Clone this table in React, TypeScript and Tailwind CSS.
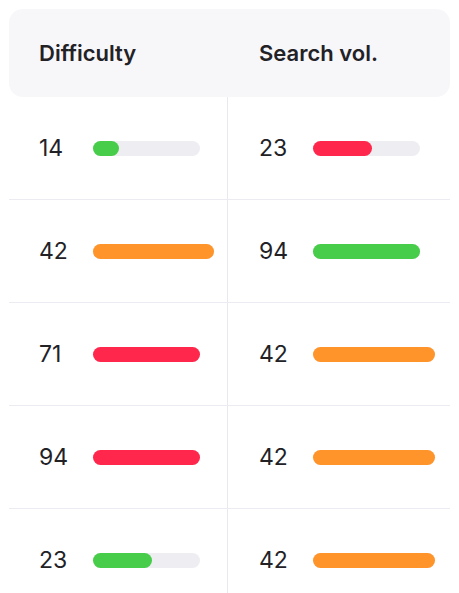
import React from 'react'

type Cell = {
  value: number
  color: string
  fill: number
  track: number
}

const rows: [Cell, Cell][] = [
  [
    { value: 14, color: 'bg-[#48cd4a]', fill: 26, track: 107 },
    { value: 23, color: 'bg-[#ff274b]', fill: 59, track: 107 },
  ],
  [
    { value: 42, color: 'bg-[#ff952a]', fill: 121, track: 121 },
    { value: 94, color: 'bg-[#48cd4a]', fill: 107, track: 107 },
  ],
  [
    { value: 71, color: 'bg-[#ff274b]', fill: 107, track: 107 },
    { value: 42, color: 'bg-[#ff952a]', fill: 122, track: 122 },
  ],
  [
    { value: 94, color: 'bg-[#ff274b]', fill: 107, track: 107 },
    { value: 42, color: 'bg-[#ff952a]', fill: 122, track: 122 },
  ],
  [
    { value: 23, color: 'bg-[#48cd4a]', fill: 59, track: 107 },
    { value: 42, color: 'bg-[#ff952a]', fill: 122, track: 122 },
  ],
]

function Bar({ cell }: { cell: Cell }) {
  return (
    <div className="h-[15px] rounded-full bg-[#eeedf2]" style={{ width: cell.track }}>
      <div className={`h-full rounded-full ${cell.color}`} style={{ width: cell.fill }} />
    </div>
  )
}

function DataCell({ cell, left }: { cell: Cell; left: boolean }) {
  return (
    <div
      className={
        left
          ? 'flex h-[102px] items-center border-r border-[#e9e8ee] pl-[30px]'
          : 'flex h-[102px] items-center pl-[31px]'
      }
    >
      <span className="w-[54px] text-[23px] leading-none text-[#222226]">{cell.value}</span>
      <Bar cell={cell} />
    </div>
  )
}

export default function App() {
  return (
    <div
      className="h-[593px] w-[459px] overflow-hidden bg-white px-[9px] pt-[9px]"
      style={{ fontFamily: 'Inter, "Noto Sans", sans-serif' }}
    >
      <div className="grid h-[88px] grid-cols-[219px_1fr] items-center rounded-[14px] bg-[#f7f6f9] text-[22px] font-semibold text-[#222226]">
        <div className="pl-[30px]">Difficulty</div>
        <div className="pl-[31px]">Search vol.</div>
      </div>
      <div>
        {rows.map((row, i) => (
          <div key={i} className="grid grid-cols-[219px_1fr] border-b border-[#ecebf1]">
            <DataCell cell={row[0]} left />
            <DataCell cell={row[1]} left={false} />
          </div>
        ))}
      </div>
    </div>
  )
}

-- Given request --
From the listing, extract all text exactly as given and drop any picture.

-- Answer to the task --
Clone this table in React, TypeScript and Tailwind CSS.
import React from 'react'

type Cell = {
  value: number
  color: string
  fill: number
  track: number
}

const rows: [Cell, Cell][] = [
  [
    { value: 14, color: 'bg-[#48cd4a]', fill: 26, track: 107 },
    { value: 23, color: 'bg-[#ff274b]', fill: 59, track: 107 },
  ],
  [
    { value: 42, color: 'bg-[#ff952a]', fill: 121, track: 121 },
    { value: 94, color: 'bg-[#48cd4a]', fill: 107, track: 107 },
  ],
  [
    { value: 71, color: 'bg-[#ff274b]', fill: 107, track: 107 },
    { value: 42, color: 'bg-[#ff952a]', fill: 122, track: 122 },
  ],
  [
    { value: 94, color: 'bg-[#ff274b]', fill: 107, track: 107 },
    { value: 42, color: 'bg-[#ff952a]', fill: 122, track: 122 },
  ],
  [
    { value: 23, color: 'bg-[#48cd4a]', fill: 59, track: 107 },
    { value: 42, color: 'bg-[#ff952a]', fill: 122, track: 122 },
  ],
]

function Bar({ cell }: { cell: Cell }) {
  return (
    <div className="h-[15px] rounded-full bg-[#eeedf2]" style={{ width: cell.track }}>
      <div className={`h-full rounded-full ${cell.color}`} style={{ width: cell.fill }} />
    </div>
  )
}

function DataCell({ cell, left }: { cell: Cell; left: boolean }) {
  return (
    <div
      className={
        left
          ? 'flex h-[102px] items-center border-r border-[#e9e8ee] pl-[30px]'
          : 'flex h-[102px] items-center pl-[31px]'
      }
    >
      <span className="w-[54px] text-[23px] leading-none text-[#222226]">{cell.value}</span>
      <Bar cell={cell} />
    </div>
  )
}

export default function App() {
  return (
    <div
      className="h-[593px] w-[459px] overflow-hidden bg-white px-[9px] pt-[9px]"
      style={{ fontFamily: 'Inter, "Noto Sans", sans-serif' }}
    >
      <div className="grid h-[88px] grid-cols-[219px_1fr] items-center rounded-[14px] bg-[#f7f6f9] text-[22px] font-semibold text-[#222226]">
        <div className="pl-[30px]">Difficulty</div>
        <div className="pl-[31px]">Search vol.</div>
      </div>
      <div>
        {rows.map((row, i) => (
          <div key={i} className="grid grid-cols-[219px_1fr] border-b border-[#ecebf1]">
            <DataCell cell={row[0]} left />
            <DataCell cell={row[1]} left={false} />
          </div>
        ))}
      </div>
    </div>
  )
}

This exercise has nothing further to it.